The extensions for Grid Engine to natively support Docker will work on Grid Engine 8.3 and 8.3.1, the two latest releases, and Tyreman says there is no technical reason why it can’t work with Grid Engine 8.2 although the company is not sure if it will backcast support that far. Container Edition does not require the Kubernetes container controller open sourced by Google and that is controlled by the Cloud Native Computing Foundation that the search engine giant set up back in July when the 1.0 release of the software was set into the wild. The Container Edition similarly does not have any dependencies on the Mesos cluster controller or the Universal Request Broker add-on that Univa announced back in April. With this latter bit of software, rather than graft Mesos on top of Grid Engine, Univa has implemented the Mesos APIs on top of Grid Engine so it can look and feel like Mesos to applications that have been coded for that cluster controller and its frameworks but actually be running atop Grid Engine.
Pricing for the Container Edition has not been set yet, but it will carry an incremental charge over the base Grid Engine license and customers will be able to add this feature to existing clusters. The base Grid Engine software costs $100 per core per year to license, including a support contract, and the URB add-on costs another $50 per core per year for the machines that make use of it. Univa does not expect that companies will necessarily buy licenses to either URB or Container Edition that span their entire clusters, but rather for the number of cores where Mesos or Docker jobs will run. Docker is, for the moment, a Linux phenomenon, but Docker will eventually run atop Windows Server 2016 and if enough customers want it, Univa can bring Docker-on-Windows support to Grid Engine. (Univa started supporting Windows Server with Grid Engine with its 8.2.0 release last September.)
Univa is not the first of the HPC-class workload schedulers to support Docker. As we reported in the spring, IBM supports Docker containers on top of its Platform LSF scheduler.
The thing that Univa is stressing that is can bring immediately to the table is scale. As we reported this week, the Kubernetes 1.0 container controller can scale to around 100 nodes and launch maybe one container per second, and the members of the Cloud Native group are working to extend that to 1,000 nodes. Docker Swarm, the container management system from the eponymous creator of Docker, might be running on tens of thousands of clusters out there in the world, but the data that Tyreman has seen says the average cluster size is 42 nodes. This is not exactly enterprise scale.
Tyreman tells The Next Platform that Grid Engine already can launch 1,000 containers per second, and as for scalability limits, the ceiling is not in Grid Engine but in how fast you can get data out of the Docker repository and how fast you can move Docker images through the network to the servers. As for node count, Grid Engine has customers with fewer than a hundred nodes all the way up to over 20,000 server nodes in the installed base, which numbers over 10,000 installations worldwide including those running the open source version. Univa has more than 400 customers that use the supported version of its Grid Engine and extensions.

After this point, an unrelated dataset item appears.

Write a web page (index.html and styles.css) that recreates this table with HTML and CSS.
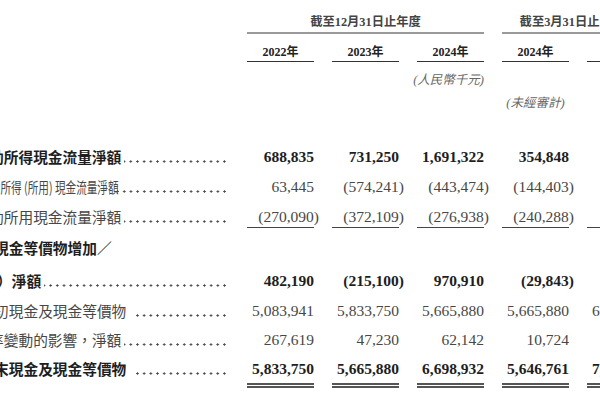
FILE: index.html
```html
<!DOCTYPE html>
<html lang="zh-Hant">
<head>
<meta charset="utf-8">
<title>現金流量</title>
<link rel="stylesheet" href="styles.css">
</head>
<body>
<div class="sheet">
  <div class="row head-group">
    <div></div>
    <div class="group g1">截至12月31日止年度</div>
    <div class="group g2">截至3月31日止三個月</div>
  </div>
  <div class="row head-years">
    <div></div>
    <div class="yr">2022年</div>
    <div class="yr">2023年</div>
    <div class="yr">2024年</div>
    <div class="yr">2024年</div>
    <div class="yr">2025年</div>
  </div>
  <div class="row unit-row">
    <div></div>
    <div class="unit">(人民幣千元)</div>
  </div>
  <div class="row unaudited-row">
    <div></div>
    <div class="unaudited">(未經審計)</div>
  </div>

  <div class="body">
    <div class="row data bold">
      <div class="label"><span class="text">經營活動所得現金流量淨額</span><span class="leader"></span></div>
      <div class="num">688,835</div>
      <div class="num">731,250</div>
      <div class="num">1,691,322</div>
      <div class="num">354,848</div>
      <div class="num">492,315</div>
    </div>
    <div class="row data">
      <div class="label"><span class="squeeze"><span class="squeeze-inner">投資活動所得 (所用) 現金流量淨額</span></span><span class="leader"></span></div>
      <div class="num">63,445</div>
      <div class="num"><span class="neg">(574,241)</span></div>
      <div class="num"><span class="neg">(443,474)</span></div>
      <div class="num"><span class="neg">(144,403)</span></div>
      <div class="num"><span class="neg">(98,216)</span></div>
    </div>
    <div class="row data">
      <div class="label"><span class="text">融資活動所用現金流量淨額</span><span class="leader"></span></div>
      <div class="num ul"><span class="neg">(270,090)</span></div>
      <div class="num ul"><span class="neg">(372,109)</span></div>
      <div class="num ul"><span class="neg">(276,938)</span></div>
      <div class="num ul"><span class="neg">(240,288)</span></div>
      <div class="num ul"><span class="neg">(92,525)</span></div>
    </div>
    <div class="row data bold">
      <div class="label shifted"><span class="text">現金及現金等價物增加／</span></div>
    </div>
    <div class="row data bold extra">
      <div class="label shifted-more"><span class="text">（減少）淨額</span><span class="leader"></span></div>
      <div class="num">482,190</div>
      <div class="num"><span class="neg">(215,100)</span></div>
      <div class="num">970,910</div>
      <div class="num"><span class="neg">(29,843)</span></div>
      <div class="num">301,574</div>
    </div>
    <div class="row data">
      <div class="label shifted"><span class="text">年╱期初現金及現金等價物</span><span class="leader spaced"></span></div>
      <div class="num">5,083,941</div>
      <div class="num">5,833,750</div>
      <div class="num">5,665,880</div>
      <div class="num">5,665,880</div>
      <div class="num">6,698,932</div>
    </div>
    <div class="row data tight">
      <div class="label"><span class="text">外匯匯率變動的影響，淨額</span><span class="leader"></span></div>
      <div class="num">267,619</div>
      <div class="num">47,230</div>
      <div class="num">62,142</div>
      <div class="num">10,724</div>
      <div class="num">12,036</div>
    </div>
    <div class="row data bold tight">
      <div class="label shifted"><span class="text">年╱期末現金及現金等價物</span><span class="leader spaced"></span></div>
      <div class="num dbl">5,833,750</div>
      <div class="num dbl">5,665,880</div>
      <div class="num dbl">6,698,932</div>
      <div class="num dbl">5,646,761</div>
      <div class="num dbl">7,012,542</div>
    </div>
  </div>
</div>
</body>
</html>
```

FILE: styles.css
```css
html, body {
  margin: 0;
  padding: 0;
  background: #ffffff;
  width: 600px;
  height: 400px;
  overflow: hidden;
}

.sheet {
  margin-left: -55px;
  width: 709px;
  font-family: "Liberation Serif", "Noto Sans CJK TC", serif;
  color: #333;
}

.row {
  display: grid;
  grid-template-columns: 284px repeat(5, 67px);
  column-gap: 18px;
}

/* header */
.head-group {
  padding-top: 14px;
}

.group {
  font-family: "Liberation Serif", "Noto Sans CJK TC", sans-serif;
  font-weight: 700;
  font-size: 12.3px;
  line-height: 16px;
  text-align: center;
  color: #444;
  white-space: nowrap;
  padding-bottom: 2px;
  border-bottom: 2px solid #9a9a9a;
}

.g1 { grid-column: 2 / 5; }
.g2 { grid-column: 5 / 7; }

.head-years {
  margin-top: 10px;
}

.yr {
  font-weight: 700;
  font-size: 12px;
  line-height: 16px;
  text-align: center;
  color: #222;
  padding-bottom: 1px;
  border-bottom: 1.5px solid #333;
}

.unit-row {
  margin-top: 10px;
}

.unit {
  grid-column: 2 / 5;
  text-align: right;
  font-style: italic;
  font-size: 12.5px;
  line-height: 16px;
  color: #666;
}

.unaudited-row {
  margin-top: 7px;
}

.unaudited {
  grid-column: 5;
  text-align: center;
  font-style: italic;
  font-size: 12.5px;
  line-height: 16px;
  color: #666;
}

/* body rows */
.body {
  margin-top: 35.5px;
  display: flex;
  flex-direction: column;
  gap: 10px;
}

.data {
  font-size: 15.5px;
  line-height: 20px;
  color: #474747;
}

.data.bold {
  font-weight: 700;
  color: #1e1e1e;
}

.data.extra {
  margin-top: 3.5px;
}

.data.tight {
  margin-top: -1px;
}

.label {
  display: flex;
  align-self: start;
  height: 20px;
  min-width: 0;
  white-space: nowrap;
  font-family: "Noto Sans CJK TC", sans-serif;
  font-size: 14.7px;
}

.label.shifted {
  padding-left: 5px;
}

.label.shifted-more {
  padding-left: 8px;
}

.label .text {
  flex: none;
}

.squeeze {
  flex: none;
  display: inline-block;
  width: 155.5px;
  margin-left: 12.6px;
}

.squeeze-inner {
  display: inline-block;
  white-space: nowrap;
  transform: scaleX(0.723);
  transform-origin: left center;
}

.leader {
  flex: 1;
  min-width: 0;
  margin-left: 3px;
  background-image: radial-gradient(circle, #4a4a4a 0, #4a4a4a 0.9px, rgba(74, 74, 74, 0) 1.4px);
  background-size: 6.7px 3px;
  background-repeat: repeat-x;
  background-position: right 1px bottom 4px;
}

.leader.spaced {
  margin-left: 7px;
}

.num {
  text-align: right;
  white-space: nowrap;
}

.neg {
  display: inline-block;
  margin-right: -5px;
}

.ul {
  border-bottom: 1.5px solid #444;
}

.dbl {
  padding-bottom: 4px;
  border-bottom: 5px double #555;
}
```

This is by no means the end of the Docker story for Grid Engine. Univa has something else up its sleeves, and it is only hinting at what that might be.
“We are not going to compete with Kubernetes,” Tyreman says right off the bat, and we quipped that perhaps Univa would compete as Kubernetes, which got a laugh. “We all know that Google’s enterprise experience is limited, so check box there. Kubernetes has limitations at only 100 nodes and given its dependencies. We are actually participating quite actively in the projects at the Cloud Native Computing Foundation scheduling and scale special interest groups and a couple of others. What we have done already we are going to bring to Kubernetes. That is our intent, although we have not put our product plans out yet. We bring to this group experience with enterprise at scale with complex, messy, heterogeneous environments – often with different architectures and with a mix of bare metal and virtualization – that we drive high utilization and efficiencies from.”
The way to think about this future unnamed product – we called it K Engine for fun – is that a follow-on product supporting Docker containers from Univa will take some of the scheduling smarts of Grid Engine and get it into Kubernetes to scale it and speed it up. Precisely how this happens has not been established yet, and it could involve the licensing of some intellectual property to the Cloud Native Computing Foundation. “We are not sure if that is what we will end up doing – we are still in discussions,” says Tyreman.
And unlike its path with Mesos, it doesn’t sound like Univa will just be supporting the Kubernetes APIs on top of Grid Engine.
“In the future, you will see a Kubernetes product that we will bring to the market, and in that case, we will not be building Kubernetes on the back of Grid Engine, but the reverse. We will take our orchestration and plug it into Kubernetes. We already could support Kubernetes the way Mesosphere does, on top of Mesos, but that is not the right way – it is upside down. From an architectural perspective, Kubernetes is supposed to be making decisions where to place containers, and orchestrating Kubernetes is going to be a key part of our offering in the future.”